Il Territorio

La Cascata Sa Spendula di Villacidro

Immersa in un contesto naturale d'incantevole e rara bellezza, tra rocce granitiche e una vegetazione lussureggiante fatta di citi, lentischio e filirea nel territorio di Villacidro, Medio-Campidano, Sardegna, la cascata Sa Spendula, che in sardo significa proprio "cascata", rappresenta la cascata "per eccellenza", al punto che nessuno ha mai sentito il bisogno di assegnarle un nome diverso. Resa ancor più celebre da un sonetto composto da Gabriele D'Annunzio che nel 1882 fece visita al paese di Villacidro, Sa Spendula è l'ultimo dei tre salti del RIO COXINAS - che dopo la cascata cambia nome e prende quello di RIO SEDDANUS - dall'altura omonima, verso la grande pianura del Campidano.

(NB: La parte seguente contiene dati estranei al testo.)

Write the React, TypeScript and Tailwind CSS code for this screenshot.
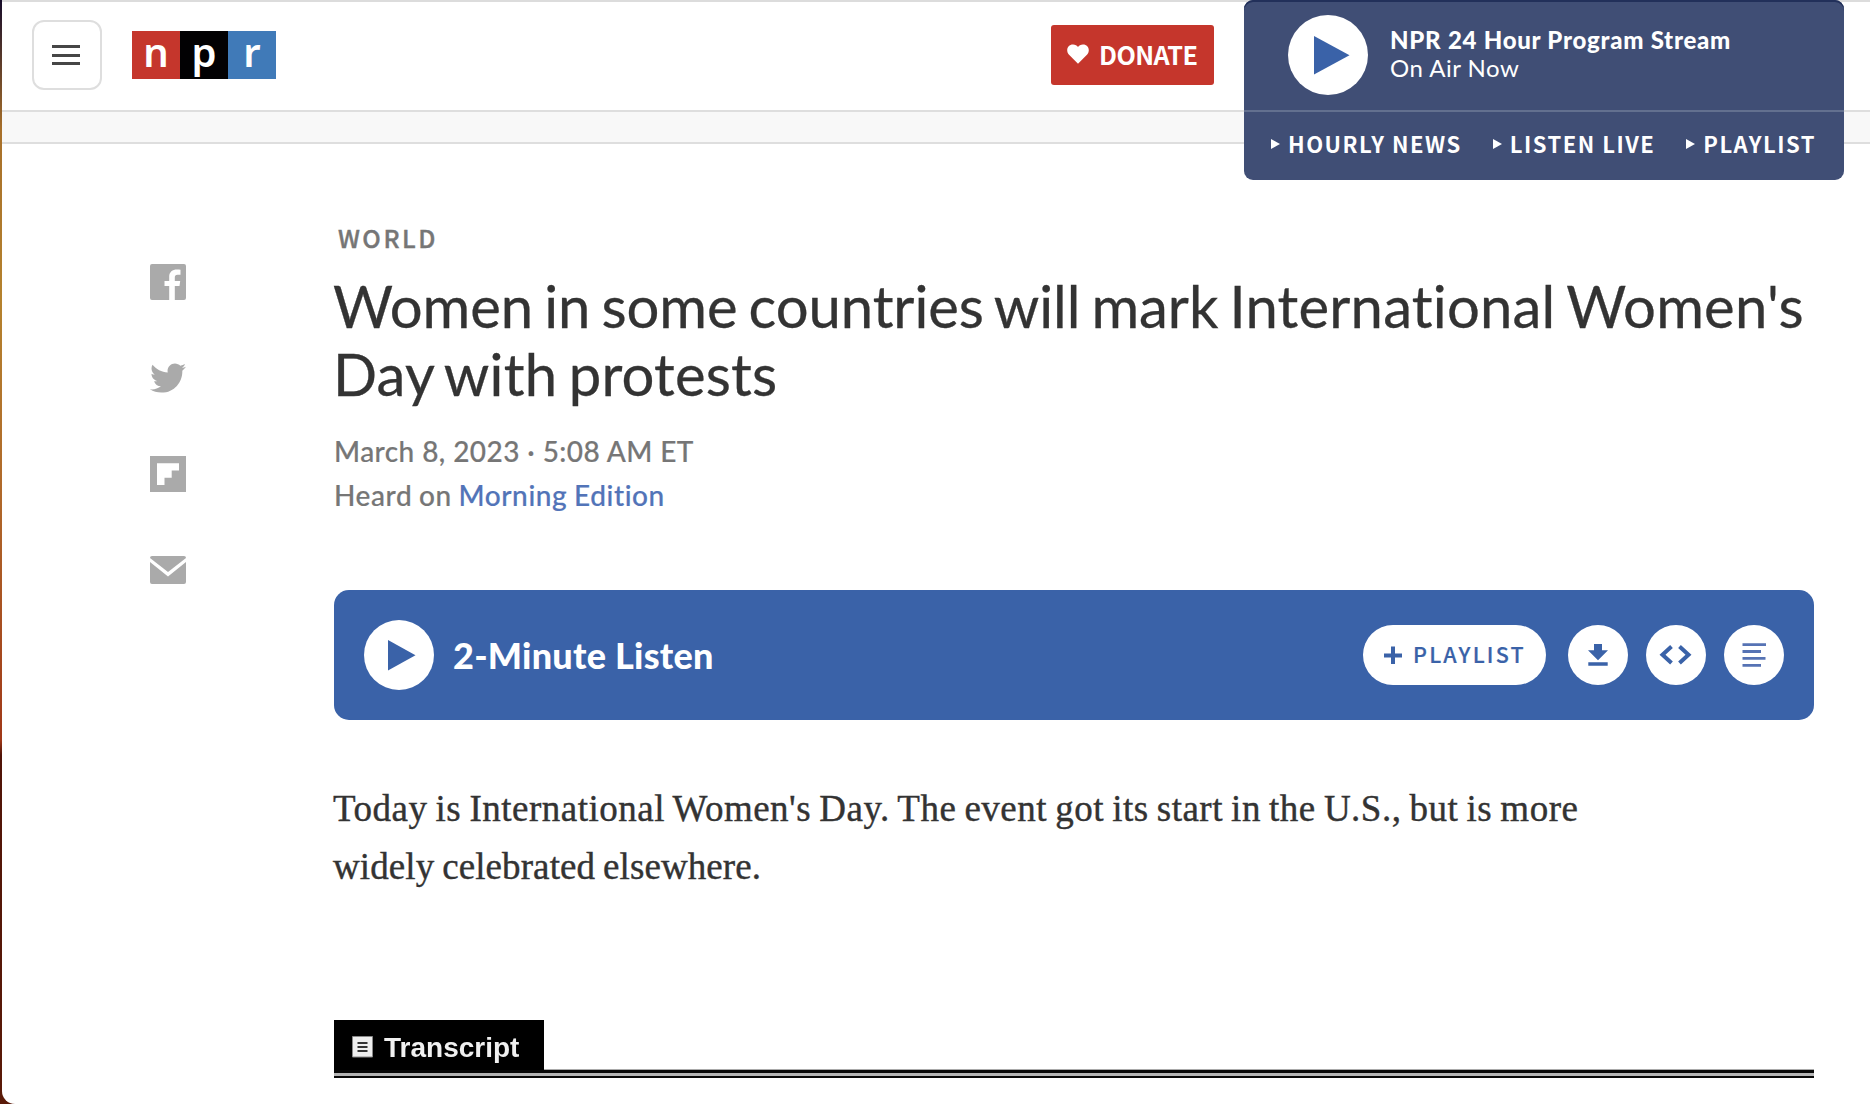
import React from "react";
import { FaTwitter } from "react-icons/fa";

const navLinks = ["HOURLY NEWS", "LISTEN LIVE", "PLAYLIST"];

const logoTiles = [
  { letter: "n", tile: "bg-[#c5362c]" },
  { letter: "p", tile: "bg-[#020103]" },
  { letter: "r", tile: "bg-[#407ab8]" },
];

function Logo() {
  return (
    <div className="ml-[30px] flex h-[48px] font-['Noto_Sans'] text-[40px] font-semibold leading-[48px] text-white">
      {logoTiles.map(({ letter, tile }) => (
        <span key={letter} className={`${tile} flex w-[48px] justify-center`}>
          <span className="relative top-[-3px]">{letter}</span>
        </span>
      ))}
    </div>
  );
}

function StreamPlayer() {
  return (
    <section className="absolute left-[1242px] top-0 h-[180px] w-[600px] overflow-hidden rounded-[9px] bg-[#404e75] text-white shadow-[inset_0_2px_0_#22305a]">
      <div className="flex h-[112px] items-start border-b-2 border-[#63708f] pl-[44px] pt-[15px]">
        <button className="size-[80px] rounded-full bg-white">
          <svg viewBox="0 0 80 80" className="size-[80px]">
            <path d="M26 21 L61.500 40.300 L26 59.500 Z" fill="#3a62a8" />
          </svg>
        </button>
        <div className="ml-[22px] pt-[11px] font-['Lato',sans-serif] text-[24px] leading-[28px]">
          <p className="font-black tracking-[0.75px]">NPR 24 Hour Program Stream</p>
          <p className="tracking-[0.5px]">On Air Now</p>
        </div>
      </div>
      <nav className="flex gap-[31px] whitespace-nowrap pl-[27px] pt-[15px] font-['Noto_Sans_CJK_SC',sans-serif] text-[22px] font-bold leading-[32px] tracking-[1.5px]">
        {navLinks.map((label) => (
          <a key={label} className="flex items-center">
            <svg viewBox="0 0 9 10" className="mr-[8px] mt-[1px] h-[10px] w-[9px]">
              <path d="M0 0 L9 5 L0 10 Z" fill="#fff" />
            </svg>
            {label}
          </a>
        ))}
      </nav>
    </section>
  );
}

function Header() {
  return (
    <header className="relative">
      <div className="flex h-[112px] items-center border-b-2 border-t-2 border-b-[#dedede] border-t-[#dcdcdc] pb-[2px] pl-[30px]">
        <button className="flex size-[70px] flex-col items-center justify-center gap-[5.500px] rounded-[12px] border-2 border-[#dedede] pr-[2px]">
          <span className="h-[3px] w-[28px] bg-[#464646]" />
          <span className="h-[3px] w-[28px] bg-[#464646]" />
          <span className="h-[3px] w-[28px] bg-[#464646]" />
        </button>
        <Logo />
        <button className="ml-[775px] flex h-[60px] w-[163px] items-center rounded-[3px] bg-[#c5362c] pb-[2px] pl-[16px] font-['Noto_Sans_CJK_SC',sans-serif] text-[25.2px] font-bold leading-[32px] tracking-[-0.55px] text-white">
          <svg viewBox="0 0 22 20" className="mr-[10px] h-[20px] w-[22px]">
            <path d="M11 19.800 L1.800 10.500 C-1.500 6.500 .5 .5 6 .5 C8.300 .5 10 1.500 11 3 C12 1.500 13.700 .5 16 .5 C21.500 .5 23.500 6.500 20.200 10.500 Z" fill="#fff" />
          </svg>
          DONATE
        </button>
      </div>
      <div className="h-[32px] border-b-2 border-[#dedede] bg-[#f8f8f8]" />
      <StreamPlayer />
    </header>
  );
}

function ShareRail() {
  return (
    <aside className="flex w-[332px] shrink-0 flex-col gap-[60px] pl-[148px] pt-[120px] text-[#aaaaaa]">
      <svg viewBox="0 0 36 36" className="size-[36px]">
        <path
          fill="currentColor"
          d="M2 0 H34 Q36 0 36 2 V34 Q36 36 34 36 H24.800 V22 H29.500 L30.200 17 H24.800 V13.500 C24.800 11.600 25.600 10.700 27.600 10.700 H30.500 V5.700 C29.500 5.500 28.500 5.400 27 5.400 C22.500 5.400 19.200 8 19.200 12.500 V17 H14.500 V22 H19.200 V36 H2 Q0 36 0 34 V2 Q0 0 2 0 Z"
        />
      </svg>
      <FaTwitter className="size-[36px]" />
      <svg viewBox="0 0 36 36" className="size-[36px]">
        <path fill="currentColor" fillRule="evenodd" d="M0 0 H36 V36 H0 Z M7 7.200 V29 H14.500 V21.800 H21.700 V14.500 H29 V7.200 Z" />
      </svg>
      <svg viewBox="0 0 36 36" className="size-[36px]">
        <path fill="currentColor" d="M2 4 H34 Q36 4 36 6 L18 20 L0 6 Q0 4 2 4 Z" />
        <path fill="currentColor" d="M0 10 L18 24.500 L36 10 V30 Q36 32 34 32 H2 Q0 32 0 30 Z" />
      </svg>
    </aside>
  );
}

function RoundButton({ children }: { children: React.ReactNode }) {
  return (
    <button className="size-[60px] rounded-full bg-white text-[#3a62a8]">
      <svg viewBox="0 0 60 60" className="size-[60px]">
        {children}
      </svg>
    </button>
  );
}

function AudioBar() {
  return (
    <section className="mt-[73px] flex h-[130px] w-[1480px] items-center rounded-[15px] bg-[#3a62a8] px-[30px]">
      <button className="size-[70px] rounded-full bg-white">
        <svg viewBox="0 0 70 70" className="size-[70px]">
          <path d="M24 20 L51.500 35.300 L24 50.500 Z" fill="#3a62a8" />
        </svg>
      </button>
      <h2 className="ml-[19px] font-['Lato',sans-serif] text-[36px] font-black leading-[44px] tracking-[0.25px] text-white">
        2-Minute Listen
      </h2>
      <div className="ml-auto flex items-center gap-[18px]">
        <button className="mr-[4px] flex h-[60px] w-[183px] items-center rounded-full bg-white pb-[2px] pl-[21px] font-['Noto_Sans_CJK_SC',sans-serif] text-[21.5px] font-medium leading-[32px] tracking-[2.2px] text-[#3a62a8] [-webkit-text-stroke:0.2px_#3a62a8]">
          <svg viewBox="0 0 18 18" className="mr-[11px] mt-[2px] size-[18px]">
            <path d="M7 0.500 H11 V7.500 H18 V11.500 H11 V18 H7 V11.500 H0 V7.500 H7 Z" fill="currentColor" />
          </svg>
          PLAYLIST
        </button>
        <RoundButton>
          <path fill="currentColor" d="M26 19 H34 V25.200 H40 L30 35.200 L20 25.200 H26 Z M20.300 37.300 H39.700 V40.800 H20.300 Z" />
        </RoundButton>
        <RoundButton>
          <path fill="none" stroke="currentColor" strokeWidth="4" d="M25.500 21.500 L16.500 29.700 L25.500 38 M33.500 21.500 L42.500 29.700 L33.500 38" />
        </RoundButton>
        <RoundButton>
          <path stroke="#5673b4" strokeWidth="2.800" d="M18.500 19.700 H42 M18.500 26.500 H37 M18.500 33.400 H41.500 M18.500 40.300 H37" />
        </RoundButton>
      </div>
    </section>
  );
}

function TranscriptHeading() {
  return (
    <div className="mt-[124px] w-[1480px]">
      <div className="flex h-[50px] items-end">
        <h3 className="flex h-[50px] w-[210px] items-center bg-black pl-[18px] pt-[6px] font-['Liberation_Sans',sans-serif] text-[28px] font-bold leading-[32px] text-[#f0f0f0]">
          <svg viewBox="0 0 22 22" className="mb-[2px] mr-[10px] size-[22px]">
            <path d="M0.500 0.500 H20.500 V21 H0.500 Z" fill="#eee" stroke="#888" />
            <path d="M5.500 7 H15.500 M5.500 11 H15.500 M5.500 15 H15.500" stroke="#333" strokeWidth="2" />
          </svg>
          <span className="blur-[0.5px]">Transcript</span>
        </h3>
        <div className="h-px flex-1 bg-[#aaa]" />
      </div>
      <div className="h-[8px] border-b-2 border-t-[3px] border-[#080808] bg-[#b5b5b5]" />
    </div>
  );
}

function Article() {
  return (
    <article className="flex flex-col pt-[82px]">
      <p className="ml-[4px] font-['Noto_Sans_CJK_SC',sans-serif] text-[24.5px] font-medium leading-[24px] tracking-[2.6px] text-[#767676] [-webkit-text-stroke:0.4px_#767676]">
        WORLD
      </p>
      <h1 className="-ml-px mt-[22px] w-[1500px] font-['Lato',sans-serif] text-[58px] leading-[68px] tracking-[-0.08px] text-[#333] [-webkit-text-stroke:0.3px_#333] [font-variant-ligatures:none] [word-spacing:-3.6px]">
        Women in some countries will mark{" "}
        <span className="tracking-[0.2px]">International Women's Day with protests</span>
      </h1>
      <div className="mt-[21px] font-['Lato',sans-serif] text-[28px] font-medium leading-[44px] text-[#767676] [-webkit-text-stroke:0.2px]">
        <p className="tracking-[0.43px]">March 8, 2023 · 5:08 AM ET</p>
        <p className="tracking-[0.6px] [word-spacing:-1px]">
          Heard on <a className="text-[#5274b8]">Morning Edition</a>
        </p>
      </div>
      <AudioBar />
      <div className="-ml-px mt-[60px] font-['Liberation_Serif',serif] text-[37px] leading-[58px] text-[#333] [-webkit-text-stroke:0.4px_#333]">
        <p className="tracking-[0.5px] [word-spacing:-1.6px]">
          Today is International Women's Day. The event got its start in the U.S., but is more
        </p>
        <p className="tracking-[0.1px] [word-spacing:-1.5px]">widely celebrated elsewhere.</p>
      </div>
      <TranscriptHeading />
    </article>
  );
}

export default function App() {
  return (
    <div className="h-[1104px] w-[1870px] overflow-hidden bg-[linear-gradient(#160c2a_0px,#a8702a_130px,#b5822e_300px,#b0682a_500px,#a03818_740px,#501408_755px,#5a1a08_1104px)] pl-[2px]">
      <div className="h-[1104px] overflow-hidden rounded-bl-[13px] bg-white">
        <Header />
        <main className="flex">
          <ShareRail />
          <Article />
        </main>
      </div>
    </div>
  );
}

Poco distante dal centro abitato di Villacidro, a circa cinquanta chilometri da Cagliari, la Cascata rappresenta un vero e proprio monumento naturale, meta di moltissimi visitatori, soprattutto nel corso della stagione delle piogge, quando si presenta nella sua forma più splendida, ma anche nel corso della stagione estiva, essendo Sa Spendula una delle poche cascate della Sardegna a essere perenni, ed essendo stata creata una suggestiva illuminazione che permette di ammirarla anche in notturna.

Recentemente è stata, inoltre, sistemata la sentieristica che permette di raggiungere altri punti di osservazione, precedentemente inaccessibili per la scarsa manutenzione del verde, e che hanno ricompreso anche la sostituzione delle staccionate in legno che recintano l'area, la pulizia dell'alveo del torrente da rovi e arbusti e, infine, il rinnovamento dei ponticelli pedonali in legno che attraversano il torrente Seddanus.



Così Sa Spendula apparse agli occhi di uno dei più grandi autori della letteratura italiana:

Dense di celidonie e di spineti
le rocce mi si drizzano davanti
come uno strano popolo d'atleti
pietrificato per virtù d'incanti.

Sotto fremono al vento ampi mirteti
selvaggi e gli oleandri fluttuanti,
verde plebe di nani; giù pei greti
van l'acque della Spendula croscianti.

Sopra, il ciel grigio, eguale. A l'umidore
della pioggia un acredine di effluvi
aspra esalano i timi e le mortelle.

Ne la conca verdissima
il pastore come fauno di bronzo, su 'l calcare,
guarda immobile, avvolto in una pelle.